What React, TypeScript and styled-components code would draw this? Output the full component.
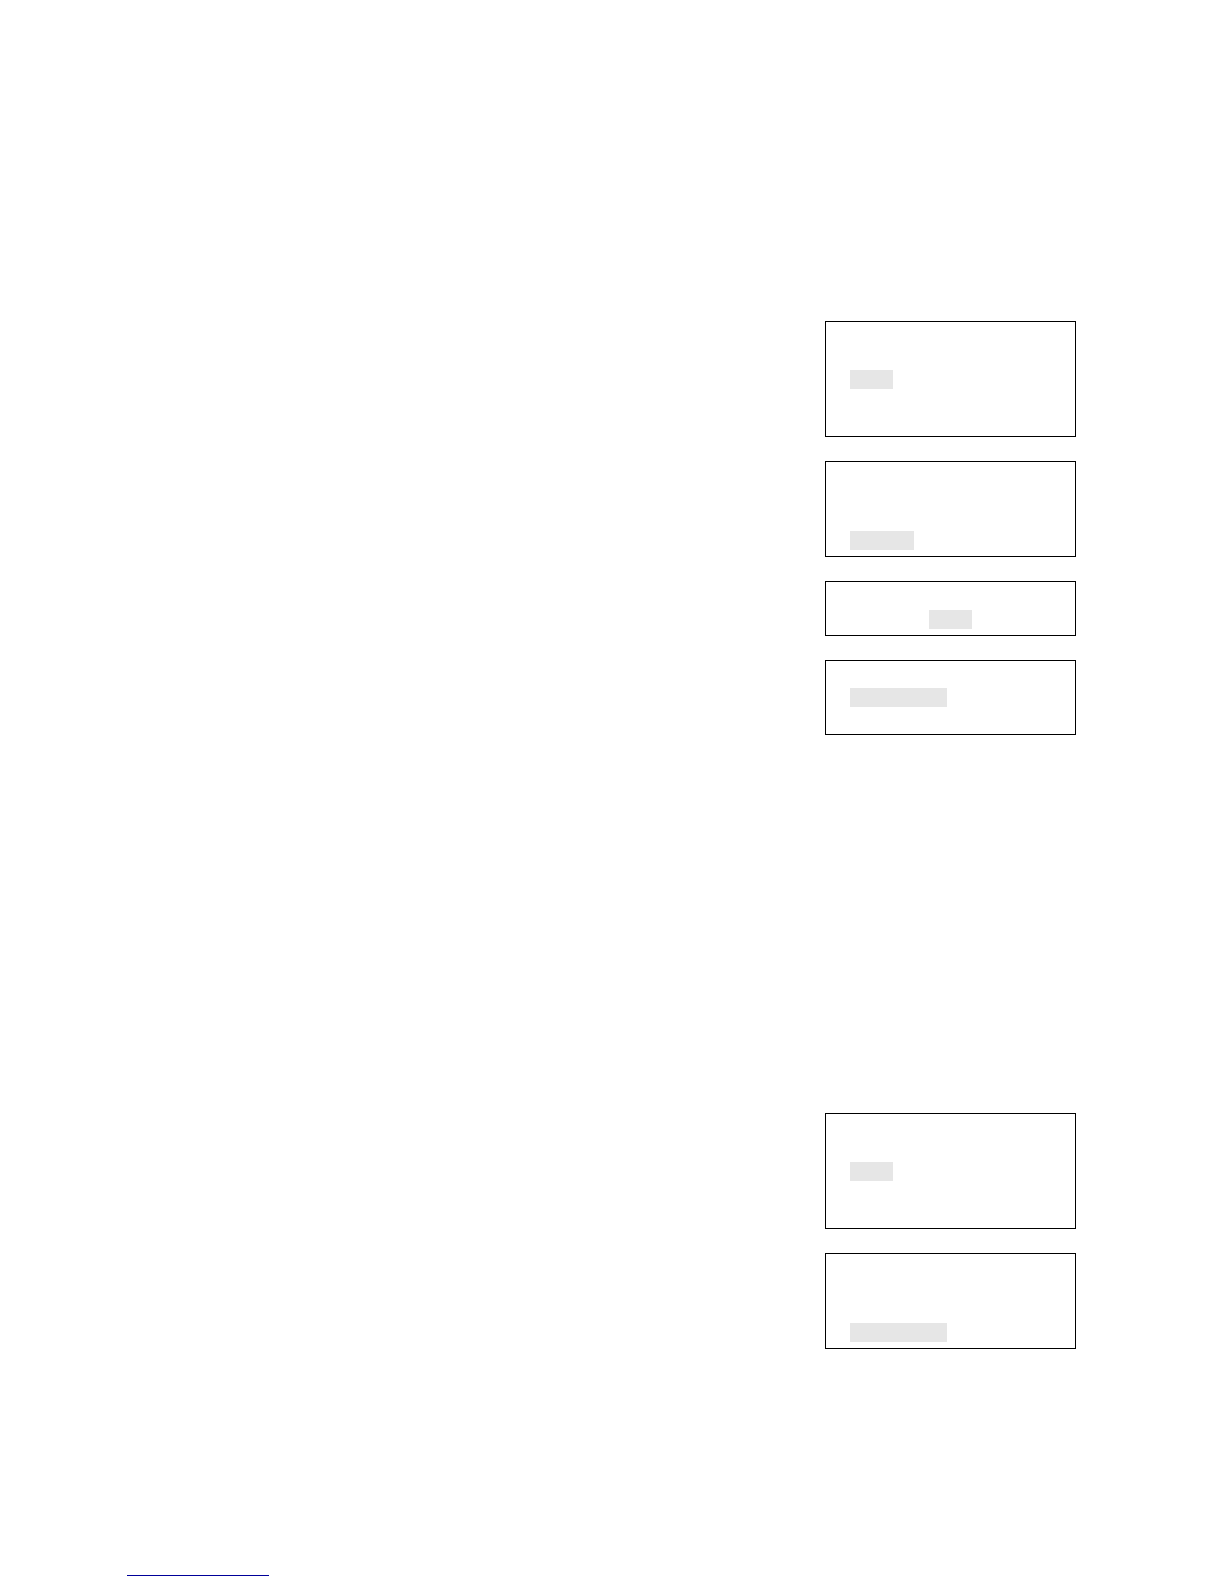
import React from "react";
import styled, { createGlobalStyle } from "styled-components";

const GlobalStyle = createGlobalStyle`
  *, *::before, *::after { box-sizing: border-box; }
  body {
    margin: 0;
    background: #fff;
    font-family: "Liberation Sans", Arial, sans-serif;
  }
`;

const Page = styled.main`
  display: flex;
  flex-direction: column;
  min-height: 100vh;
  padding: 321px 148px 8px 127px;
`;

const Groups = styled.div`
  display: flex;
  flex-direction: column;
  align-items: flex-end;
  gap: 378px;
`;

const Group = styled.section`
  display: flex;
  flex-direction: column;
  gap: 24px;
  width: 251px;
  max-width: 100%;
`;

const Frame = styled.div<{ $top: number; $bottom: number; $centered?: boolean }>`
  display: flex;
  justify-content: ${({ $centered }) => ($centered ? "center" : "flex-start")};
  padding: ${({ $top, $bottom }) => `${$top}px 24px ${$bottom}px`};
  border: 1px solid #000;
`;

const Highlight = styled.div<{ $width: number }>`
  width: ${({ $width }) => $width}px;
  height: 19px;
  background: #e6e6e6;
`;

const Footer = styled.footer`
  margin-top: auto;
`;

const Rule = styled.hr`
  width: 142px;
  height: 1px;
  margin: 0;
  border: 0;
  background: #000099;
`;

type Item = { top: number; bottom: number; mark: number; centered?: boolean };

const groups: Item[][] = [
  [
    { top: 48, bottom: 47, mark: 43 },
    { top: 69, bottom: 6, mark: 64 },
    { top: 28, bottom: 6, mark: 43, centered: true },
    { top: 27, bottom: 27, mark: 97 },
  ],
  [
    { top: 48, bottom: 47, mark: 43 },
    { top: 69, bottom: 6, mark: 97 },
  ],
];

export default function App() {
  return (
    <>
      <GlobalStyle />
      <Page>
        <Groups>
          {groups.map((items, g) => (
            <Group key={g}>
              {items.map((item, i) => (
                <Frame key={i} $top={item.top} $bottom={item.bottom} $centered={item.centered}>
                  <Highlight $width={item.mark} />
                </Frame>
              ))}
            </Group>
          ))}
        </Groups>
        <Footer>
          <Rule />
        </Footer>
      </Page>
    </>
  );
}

Task brief:
Transcribe the material exactly, leaving every picture out.

Answer to this problem:
What React, TypeScript and styled-components code would draw this? Output the full component.
import React from "react";
import styled, { createGlobalStyle } from "styled-components";

const GlobalStyle = createGlobalStyle`
  *, *::before, *::after { box-sizing: border-box; }
  body {
    margin: 0;
    background: #fff;
    font-family: "Liberation Sans", Arial, sans-serif;
  }
`;

const Page = styled.main`
  display: flex;
  flex-direction: column;
  min-height: 100vh;
  padding: 321px 148px 8px 127px;
`;

const Groups = styled.div`
  display: flex;
  flex-direction: column;
  align-items: flex-end;
  gap: 378px;
`;

const Group = styled.section`
  display: flex;
  flex-direction: column;
  gap: 24px;
  width: 251px;
  max-width: 100%;
`;

const Frame = styled.div<{ $top: number; $bottom: number; $centered?: boolean }>`
  display: flex;
  justify-content: ${({ $centered }) => ($centered ? "center" : "flex-start")};
  padding: ${({ $top, $bottom }) => `${$top}px 24px ${$bottom}px`};
  border: 1px solid #000;
`;

const Highlight = styled.div<{ $width: number }>`
  width: ${({ $width }) => $width}px;
  height: 19px;
  background: #e6e6e6;
`;

const Footer = styled.footer`
  margin-top: auto;
`;

const Rule = styled.hr`
  width: 142px;
  height: 1px;
  margin: 0;
  border: 0;
  background: #000099;
`;

type Item = { top: number; bottom: number; mark: number; centered?: boolean };

const groups: Item[][] = [
  [
    { top: 48, bottom: 47, mark: 43 },
    { top: 69, bottom: 6, mark: 64 },
    { top: 28, bottom: 6, mark: 43, centered: true },
    { top: 27, bottom: 27, mark: 97 },
  ],
  [
    { top: 48, bottom: 47, mark: 43 },
    { top: 69, bottom: 6, mark: 97 },
  ],
];

export default function App() {
  return (
    <>
      <GlobalStyle />
      <Page>
        <Groups>
          {groups.map((items, g) => (
            <Group key={g}>
              {items.map((item, i) => (
                <Frame key={i} $top={item.top} $bottom={item.bottom} $centered={item.centered}>
                  <Highlight $width={item.mark} />
                </Frame>
              ))}
            </Group>
          ))}
        </Groups>
        <Footer>
          <Rule />
        </Footer>
      </Page>
    </>
  );
}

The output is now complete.